His department ‘recognizes that we must update our strategies because of the major changes sweeping through the cultural sector with digital communication and because more and more Australians are actively participating in cultural activities’. The cultural sector—the arts, cultural heritage and the creative industries—must have the skills, resources, and resilience to play an active role in Australia’s future.’
The idea is that the ‘Creative Australia’ policy will help to create jobs and encourage a new generation of artists and creative industry business placing arts and culture at the centre of modern Australian life.
For instance, this had an immediate practical application for the West Australian Black Swan State Theatre Company, who received additional core funding at the time of the announcement along with other arts companies in W.A. to bring it into line with what eastern Australian state companies receive.

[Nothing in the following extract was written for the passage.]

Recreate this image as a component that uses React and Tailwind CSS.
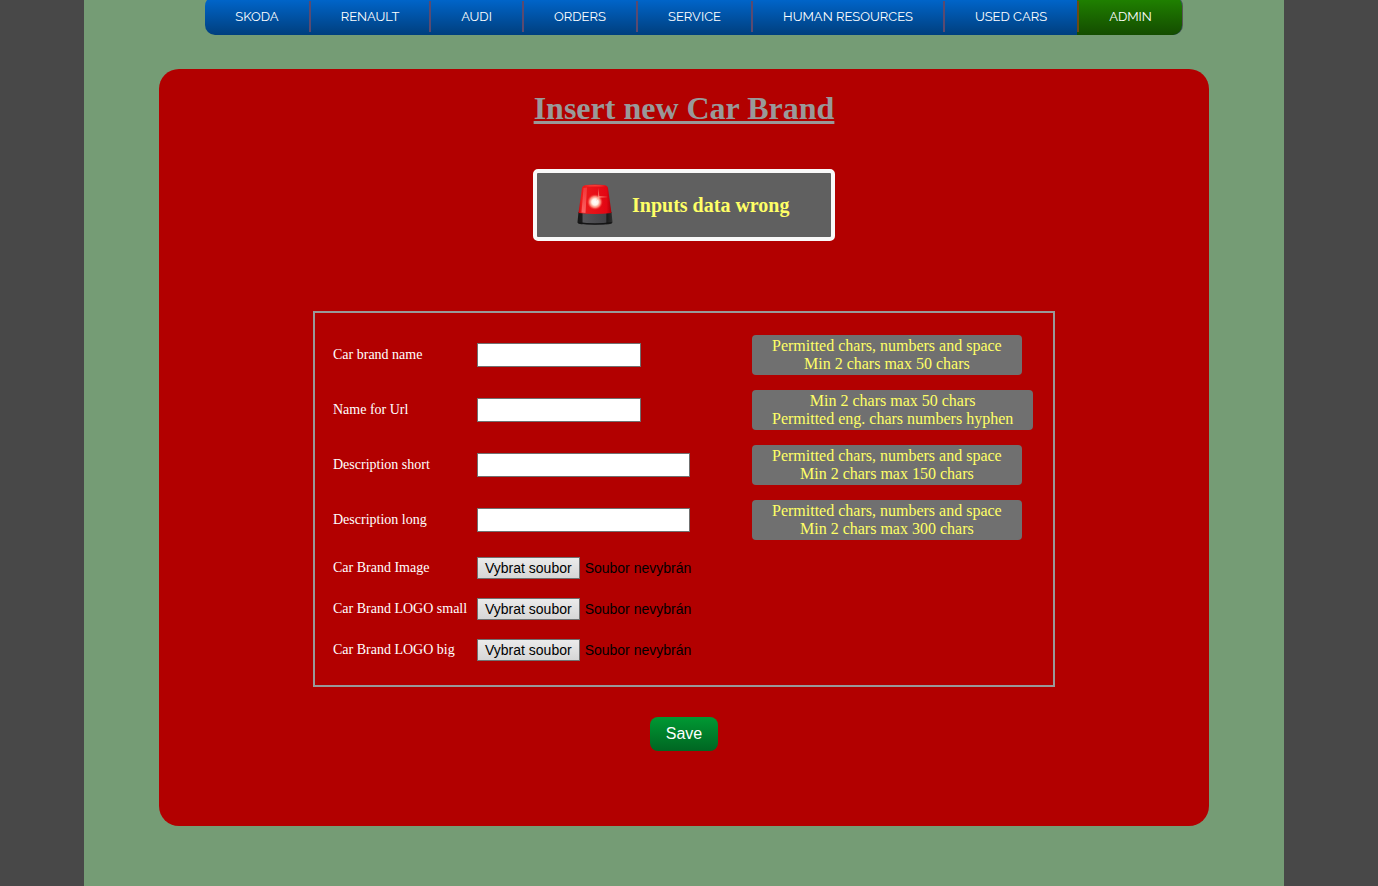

Today we need contemporary leaders to come together and offer our growing global multi cultural society new options, new policies, and other ways of doing things and, considered choices. Most importantly leaders need to empower all our communities to transform themselves. Then it really will become empowerment of, by and for the people.
We progress and mature our cultures and society by fault. Building social capital or mutual goodwill is shaped when you volunteer to help others, to help your neighbours with a task, have your friends around for a barbeque, or look after your family.
Every time you participate in community you generate social capital for yourself and others involved.
People like the late CEO of Apple, Steve Jobs, invested heavily in social capital, and all those who do are far more likely to find help where and when they need it. It’s the old adage ‘if at first you don’t succeed, the chances are you are making progress’.
We all want better relationships, happy parenting and as the Miss Universe contestants say, ‘world peace’.
But the complex web we weave in our own dealings with each other means it is just about impossible and counter productive to eliminate mistakes in the name of progress. Especially when our misunderstandings and mistakes define our progression.
A culture demonstrates its concern by striving to achieve excellence in the arts, letters, manners, scholarly, professional and personal pursuits. And, if it is to celebrate its achievements it must provide opportunities for people of different ethnicity to come together to exchange views and opinions as well as develop ways of recording what is agreed and done.
Everyone wants to live in Utopia. However what many don’t realize was that Utopia was only ever a place of theory, not one grounded on any sort of reality.
The version expounded in 1516 by English Catholic Bishop Thomas More was truly a strange book for a man of the cloth to write.
It has some interesting concepts though.
In it he weighed his criminals down with chains of gold: the theory being that in fettering them with the one thing all of Utopia’s citizens think they want, they would gain a healthy dislike for this glittering metal. This happened because he made it all the more difficult to steal by placing it in plain view.
History has proved it is impossible to progress without fault. Life is far from being predictable or preordained. Creativity breakthroughs are often just an immediate response to events, that in hindsight, we may have ourselves changed. It’s still all about timing and attitude.
The lessons that have come out of New York since the 11th September 2001 have informed that thought.
The Apple Corporation climbed the ladder of success step by step, without any kind of hesitation or insecurity while Steve Jobs was at the helm. Colleagues, supporters and enemies all said thank you and actively helped Jobs by laying stepping-stones on the field ahead.
For Steve Jobs and others like him, corporate life was a battleground, just a different sort. It was a war waged under a whole new set of ideas and principles, not the least the value attached to society and its mental strength, good health and wellbeing.
It’s the harmful consequences of mistakes we need to eliminate. Not making them.
In the computer age bugs are damned irritating, but they have to be dealt with whether they are in our bed or in our intellectual domain.
Does progress hinge not on our eradication of mistakes, but on our success at perpetuating them?
To eradicate them we have to succumb to a new law of unintentional consequences by inducing a massive and dramatic change of attitude. Perish the thought, but we also might have to accept less happiness to ensure that humankind continues to progress through fault.
Instead of viewing our embarrassing errors as abhorrent and seeking to enact revenge or punish everyone around us, it will mean embracing them.
We will all need to step up to the plate and help to fill the cup more than half full for everyone.